→ **The task**: Looking at the data below, count the lines that contain the string "this". Write only the total.

→ **Dataset content**:
═══

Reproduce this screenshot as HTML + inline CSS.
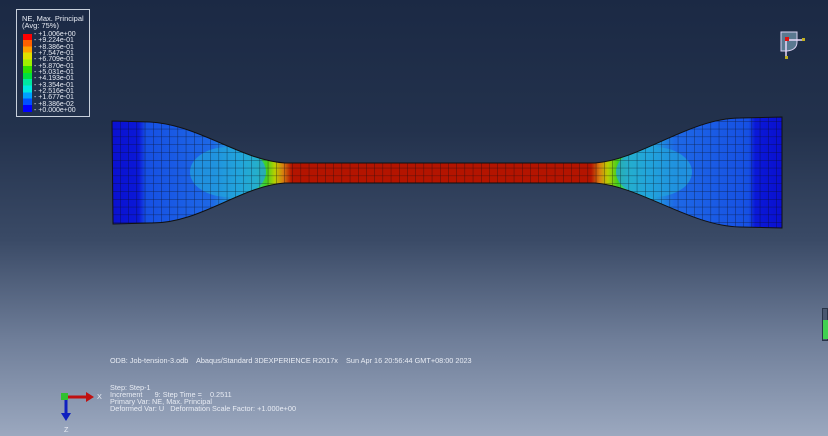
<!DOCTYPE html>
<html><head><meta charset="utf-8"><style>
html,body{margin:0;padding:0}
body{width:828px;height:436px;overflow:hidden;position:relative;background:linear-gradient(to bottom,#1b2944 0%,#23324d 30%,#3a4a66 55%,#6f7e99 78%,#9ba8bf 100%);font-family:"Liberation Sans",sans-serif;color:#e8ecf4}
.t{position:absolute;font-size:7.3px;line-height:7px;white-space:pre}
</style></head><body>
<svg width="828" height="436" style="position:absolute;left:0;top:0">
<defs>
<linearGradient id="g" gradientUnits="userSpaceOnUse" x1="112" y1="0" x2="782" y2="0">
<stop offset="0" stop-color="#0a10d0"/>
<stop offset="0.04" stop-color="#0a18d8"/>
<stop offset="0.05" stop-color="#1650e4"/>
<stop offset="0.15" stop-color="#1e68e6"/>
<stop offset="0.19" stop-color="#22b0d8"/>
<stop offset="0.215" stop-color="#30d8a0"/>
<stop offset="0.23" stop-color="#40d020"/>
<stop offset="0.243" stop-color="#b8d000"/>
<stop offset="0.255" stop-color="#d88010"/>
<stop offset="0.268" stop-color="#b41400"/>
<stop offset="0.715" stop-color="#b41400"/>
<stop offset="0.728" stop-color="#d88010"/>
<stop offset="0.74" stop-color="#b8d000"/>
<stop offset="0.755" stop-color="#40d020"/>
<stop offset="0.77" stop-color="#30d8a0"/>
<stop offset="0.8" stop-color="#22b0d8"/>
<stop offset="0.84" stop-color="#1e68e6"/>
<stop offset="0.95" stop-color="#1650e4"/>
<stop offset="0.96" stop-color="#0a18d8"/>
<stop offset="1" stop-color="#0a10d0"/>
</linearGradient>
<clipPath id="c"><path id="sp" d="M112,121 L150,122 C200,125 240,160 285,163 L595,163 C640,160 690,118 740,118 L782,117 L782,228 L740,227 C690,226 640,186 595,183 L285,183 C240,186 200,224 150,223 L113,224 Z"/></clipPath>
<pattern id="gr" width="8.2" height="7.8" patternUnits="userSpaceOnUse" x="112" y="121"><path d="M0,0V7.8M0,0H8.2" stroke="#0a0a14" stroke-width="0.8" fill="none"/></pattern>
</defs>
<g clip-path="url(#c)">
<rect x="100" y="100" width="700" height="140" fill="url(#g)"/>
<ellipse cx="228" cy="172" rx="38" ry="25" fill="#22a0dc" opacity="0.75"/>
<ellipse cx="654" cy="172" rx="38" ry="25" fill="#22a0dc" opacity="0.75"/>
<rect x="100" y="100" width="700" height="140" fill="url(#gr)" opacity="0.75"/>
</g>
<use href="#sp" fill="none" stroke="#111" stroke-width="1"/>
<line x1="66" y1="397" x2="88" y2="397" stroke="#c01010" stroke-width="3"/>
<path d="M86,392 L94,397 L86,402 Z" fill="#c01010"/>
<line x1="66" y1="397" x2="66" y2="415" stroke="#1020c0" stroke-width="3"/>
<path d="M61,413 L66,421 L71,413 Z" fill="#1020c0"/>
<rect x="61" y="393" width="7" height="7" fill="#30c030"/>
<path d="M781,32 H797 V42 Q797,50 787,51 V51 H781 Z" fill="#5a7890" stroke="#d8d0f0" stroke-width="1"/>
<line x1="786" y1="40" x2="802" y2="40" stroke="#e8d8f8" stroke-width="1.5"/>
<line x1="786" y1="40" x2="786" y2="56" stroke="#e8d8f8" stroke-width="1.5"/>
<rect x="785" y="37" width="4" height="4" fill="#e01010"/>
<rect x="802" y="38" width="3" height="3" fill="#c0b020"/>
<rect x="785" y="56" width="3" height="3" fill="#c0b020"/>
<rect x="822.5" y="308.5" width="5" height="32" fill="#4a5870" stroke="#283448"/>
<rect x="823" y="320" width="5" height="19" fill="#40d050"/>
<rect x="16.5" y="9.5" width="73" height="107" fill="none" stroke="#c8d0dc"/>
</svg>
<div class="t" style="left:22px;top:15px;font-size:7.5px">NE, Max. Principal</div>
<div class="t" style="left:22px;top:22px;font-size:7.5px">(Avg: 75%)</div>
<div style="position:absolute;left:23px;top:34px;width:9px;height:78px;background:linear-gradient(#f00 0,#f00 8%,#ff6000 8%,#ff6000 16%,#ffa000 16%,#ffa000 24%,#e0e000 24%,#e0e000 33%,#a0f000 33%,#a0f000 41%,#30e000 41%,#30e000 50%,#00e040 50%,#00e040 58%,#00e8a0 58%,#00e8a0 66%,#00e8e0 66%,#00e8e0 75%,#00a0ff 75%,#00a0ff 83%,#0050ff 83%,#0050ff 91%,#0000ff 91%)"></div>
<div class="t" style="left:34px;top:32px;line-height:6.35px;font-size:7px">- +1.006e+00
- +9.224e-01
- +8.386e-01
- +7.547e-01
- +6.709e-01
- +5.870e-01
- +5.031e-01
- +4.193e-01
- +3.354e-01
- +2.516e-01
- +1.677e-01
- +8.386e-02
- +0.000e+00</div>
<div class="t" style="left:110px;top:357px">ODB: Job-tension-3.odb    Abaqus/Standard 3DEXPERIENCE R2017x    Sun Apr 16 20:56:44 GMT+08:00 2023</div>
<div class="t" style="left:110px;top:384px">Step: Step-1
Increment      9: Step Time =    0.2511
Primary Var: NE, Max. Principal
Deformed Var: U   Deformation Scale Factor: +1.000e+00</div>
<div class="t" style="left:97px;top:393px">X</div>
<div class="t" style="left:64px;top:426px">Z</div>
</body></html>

═══

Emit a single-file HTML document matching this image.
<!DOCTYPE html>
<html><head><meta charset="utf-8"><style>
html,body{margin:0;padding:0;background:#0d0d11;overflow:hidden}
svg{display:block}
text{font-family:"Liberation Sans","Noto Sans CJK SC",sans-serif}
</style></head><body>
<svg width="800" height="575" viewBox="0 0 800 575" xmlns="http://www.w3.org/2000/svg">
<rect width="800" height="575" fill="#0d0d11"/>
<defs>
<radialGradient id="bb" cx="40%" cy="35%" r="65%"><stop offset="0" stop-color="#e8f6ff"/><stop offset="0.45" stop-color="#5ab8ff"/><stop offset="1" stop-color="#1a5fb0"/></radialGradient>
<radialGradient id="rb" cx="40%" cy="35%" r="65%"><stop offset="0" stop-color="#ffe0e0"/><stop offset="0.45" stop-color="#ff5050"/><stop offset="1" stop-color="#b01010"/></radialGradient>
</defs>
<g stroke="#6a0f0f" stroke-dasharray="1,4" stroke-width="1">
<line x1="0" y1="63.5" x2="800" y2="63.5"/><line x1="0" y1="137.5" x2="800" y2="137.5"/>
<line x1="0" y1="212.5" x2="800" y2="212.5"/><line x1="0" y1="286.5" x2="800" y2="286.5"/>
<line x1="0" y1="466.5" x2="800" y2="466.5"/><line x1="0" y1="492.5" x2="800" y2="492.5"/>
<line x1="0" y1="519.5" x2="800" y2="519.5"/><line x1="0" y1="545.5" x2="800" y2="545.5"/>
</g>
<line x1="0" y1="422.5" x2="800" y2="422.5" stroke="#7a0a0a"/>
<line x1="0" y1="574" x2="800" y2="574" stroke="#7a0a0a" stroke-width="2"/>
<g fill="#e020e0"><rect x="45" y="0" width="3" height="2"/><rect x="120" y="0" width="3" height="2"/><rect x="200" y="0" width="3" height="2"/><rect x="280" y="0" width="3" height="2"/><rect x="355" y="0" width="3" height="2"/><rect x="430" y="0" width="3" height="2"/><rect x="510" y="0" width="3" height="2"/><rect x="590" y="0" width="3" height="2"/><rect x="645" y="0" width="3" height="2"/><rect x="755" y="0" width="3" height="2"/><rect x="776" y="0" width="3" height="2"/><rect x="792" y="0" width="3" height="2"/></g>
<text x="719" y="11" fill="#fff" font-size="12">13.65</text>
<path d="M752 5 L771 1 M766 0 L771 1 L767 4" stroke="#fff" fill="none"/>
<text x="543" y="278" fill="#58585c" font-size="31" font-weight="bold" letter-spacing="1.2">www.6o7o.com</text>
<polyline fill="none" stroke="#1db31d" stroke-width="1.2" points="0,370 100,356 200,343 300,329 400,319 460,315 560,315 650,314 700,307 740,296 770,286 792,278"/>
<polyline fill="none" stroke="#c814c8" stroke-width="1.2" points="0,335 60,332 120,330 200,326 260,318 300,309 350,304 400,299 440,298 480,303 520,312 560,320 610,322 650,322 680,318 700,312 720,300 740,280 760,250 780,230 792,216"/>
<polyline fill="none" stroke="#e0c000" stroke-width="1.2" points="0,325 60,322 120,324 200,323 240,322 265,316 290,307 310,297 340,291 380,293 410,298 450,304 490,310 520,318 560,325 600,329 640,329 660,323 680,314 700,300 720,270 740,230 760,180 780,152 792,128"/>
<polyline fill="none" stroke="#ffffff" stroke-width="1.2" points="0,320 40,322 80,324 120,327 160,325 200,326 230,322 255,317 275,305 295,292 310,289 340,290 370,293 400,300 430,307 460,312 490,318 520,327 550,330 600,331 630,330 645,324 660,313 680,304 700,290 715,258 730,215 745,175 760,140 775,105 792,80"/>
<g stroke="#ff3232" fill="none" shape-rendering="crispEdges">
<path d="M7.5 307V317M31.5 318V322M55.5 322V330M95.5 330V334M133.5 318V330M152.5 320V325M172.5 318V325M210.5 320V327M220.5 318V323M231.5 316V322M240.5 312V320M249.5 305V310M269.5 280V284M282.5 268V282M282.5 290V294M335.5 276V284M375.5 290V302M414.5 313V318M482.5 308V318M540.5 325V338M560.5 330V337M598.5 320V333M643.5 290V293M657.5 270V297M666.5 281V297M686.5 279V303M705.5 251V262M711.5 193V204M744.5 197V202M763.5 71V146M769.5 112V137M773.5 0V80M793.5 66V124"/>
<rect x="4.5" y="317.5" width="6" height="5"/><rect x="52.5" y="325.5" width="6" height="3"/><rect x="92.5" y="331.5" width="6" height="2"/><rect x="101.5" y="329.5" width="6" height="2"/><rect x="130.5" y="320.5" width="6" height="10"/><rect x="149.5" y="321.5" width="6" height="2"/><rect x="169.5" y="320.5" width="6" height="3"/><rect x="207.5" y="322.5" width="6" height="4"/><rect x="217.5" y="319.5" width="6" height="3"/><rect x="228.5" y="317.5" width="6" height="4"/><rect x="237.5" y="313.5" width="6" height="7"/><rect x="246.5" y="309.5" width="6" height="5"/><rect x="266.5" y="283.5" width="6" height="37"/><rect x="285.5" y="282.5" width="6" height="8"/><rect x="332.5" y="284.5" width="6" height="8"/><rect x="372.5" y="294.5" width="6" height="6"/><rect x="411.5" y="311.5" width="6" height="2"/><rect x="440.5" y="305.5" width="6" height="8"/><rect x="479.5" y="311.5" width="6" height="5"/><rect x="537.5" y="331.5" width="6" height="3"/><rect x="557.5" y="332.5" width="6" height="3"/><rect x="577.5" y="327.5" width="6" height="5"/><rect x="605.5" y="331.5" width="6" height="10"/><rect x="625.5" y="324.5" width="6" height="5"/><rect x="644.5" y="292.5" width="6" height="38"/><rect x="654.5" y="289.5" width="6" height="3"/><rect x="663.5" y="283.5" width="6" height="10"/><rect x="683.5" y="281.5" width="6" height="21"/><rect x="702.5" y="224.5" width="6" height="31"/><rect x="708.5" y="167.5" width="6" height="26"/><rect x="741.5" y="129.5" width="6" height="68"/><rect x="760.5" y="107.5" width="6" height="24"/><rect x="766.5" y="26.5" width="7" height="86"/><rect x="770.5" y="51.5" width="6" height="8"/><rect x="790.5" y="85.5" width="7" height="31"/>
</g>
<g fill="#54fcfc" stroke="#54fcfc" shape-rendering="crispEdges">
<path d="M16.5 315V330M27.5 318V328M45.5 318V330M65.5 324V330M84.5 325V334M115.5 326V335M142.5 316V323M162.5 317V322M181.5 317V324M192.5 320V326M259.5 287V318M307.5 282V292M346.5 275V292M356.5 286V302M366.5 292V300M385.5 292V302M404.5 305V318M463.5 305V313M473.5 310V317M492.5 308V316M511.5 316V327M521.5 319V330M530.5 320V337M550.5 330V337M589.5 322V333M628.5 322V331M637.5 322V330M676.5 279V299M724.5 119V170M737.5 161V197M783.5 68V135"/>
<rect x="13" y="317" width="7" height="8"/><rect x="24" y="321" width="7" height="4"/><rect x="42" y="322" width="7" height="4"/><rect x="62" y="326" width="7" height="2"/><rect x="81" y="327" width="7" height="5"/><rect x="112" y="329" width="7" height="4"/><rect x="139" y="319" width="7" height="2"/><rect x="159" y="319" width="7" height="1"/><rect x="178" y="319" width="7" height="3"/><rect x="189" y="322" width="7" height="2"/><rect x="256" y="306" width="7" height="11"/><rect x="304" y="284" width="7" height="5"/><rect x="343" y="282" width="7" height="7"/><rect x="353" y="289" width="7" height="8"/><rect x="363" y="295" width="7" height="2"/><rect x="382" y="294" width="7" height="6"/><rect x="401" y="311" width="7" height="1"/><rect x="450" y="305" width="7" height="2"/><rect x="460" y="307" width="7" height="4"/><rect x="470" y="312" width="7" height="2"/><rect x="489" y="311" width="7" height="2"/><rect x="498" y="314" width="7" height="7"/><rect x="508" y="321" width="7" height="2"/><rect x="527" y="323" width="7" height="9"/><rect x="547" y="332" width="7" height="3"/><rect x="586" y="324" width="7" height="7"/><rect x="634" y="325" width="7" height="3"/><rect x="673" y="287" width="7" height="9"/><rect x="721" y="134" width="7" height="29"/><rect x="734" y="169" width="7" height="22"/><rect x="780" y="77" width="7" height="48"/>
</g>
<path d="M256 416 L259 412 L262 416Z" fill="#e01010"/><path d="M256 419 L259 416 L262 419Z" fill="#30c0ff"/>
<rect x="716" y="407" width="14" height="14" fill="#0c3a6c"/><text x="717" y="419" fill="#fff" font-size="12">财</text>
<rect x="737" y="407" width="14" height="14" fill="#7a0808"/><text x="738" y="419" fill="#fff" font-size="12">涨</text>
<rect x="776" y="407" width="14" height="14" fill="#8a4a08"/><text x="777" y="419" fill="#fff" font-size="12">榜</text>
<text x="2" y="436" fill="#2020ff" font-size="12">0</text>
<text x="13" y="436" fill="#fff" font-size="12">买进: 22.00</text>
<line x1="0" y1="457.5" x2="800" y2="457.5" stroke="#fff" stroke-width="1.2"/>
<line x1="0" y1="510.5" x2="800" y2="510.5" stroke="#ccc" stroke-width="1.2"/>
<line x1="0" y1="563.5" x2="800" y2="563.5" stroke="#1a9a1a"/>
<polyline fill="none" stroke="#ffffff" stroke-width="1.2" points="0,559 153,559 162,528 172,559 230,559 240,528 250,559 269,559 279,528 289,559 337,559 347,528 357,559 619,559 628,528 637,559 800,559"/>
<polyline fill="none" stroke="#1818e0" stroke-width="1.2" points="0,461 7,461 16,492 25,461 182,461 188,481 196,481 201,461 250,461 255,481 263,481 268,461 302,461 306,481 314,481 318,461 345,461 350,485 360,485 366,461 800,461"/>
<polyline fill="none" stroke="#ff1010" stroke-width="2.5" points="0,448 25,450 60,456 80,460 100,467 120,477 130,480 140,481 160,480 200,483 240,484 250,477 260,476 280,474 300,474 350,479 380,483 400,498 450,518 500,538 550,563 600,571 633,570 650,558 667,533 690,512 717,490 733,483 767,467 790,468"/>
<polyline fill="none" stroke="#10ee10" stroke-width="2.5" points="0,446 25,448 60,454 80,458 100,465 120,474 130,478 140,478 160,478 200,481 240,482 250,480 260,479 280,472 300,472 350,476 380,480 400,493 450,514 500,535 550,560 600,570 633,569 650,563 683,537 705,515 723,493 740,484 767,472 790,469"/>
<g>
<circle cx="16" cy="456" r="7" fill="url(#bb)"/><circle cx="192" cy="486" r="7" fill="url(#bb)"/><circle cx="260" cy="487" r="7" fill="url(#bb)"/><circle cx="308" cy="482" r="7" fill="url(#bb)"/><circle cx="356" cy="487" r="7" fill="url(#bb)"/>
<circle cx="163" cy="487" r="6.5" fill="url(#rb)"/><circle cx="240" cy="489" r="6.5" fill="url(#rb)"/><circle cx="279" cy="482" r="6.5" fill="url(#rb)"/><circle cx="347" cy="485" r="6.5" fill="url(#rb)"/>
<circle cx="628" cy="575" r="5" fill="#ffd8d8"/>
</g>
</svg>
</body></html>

═══

→ **Output below**: 2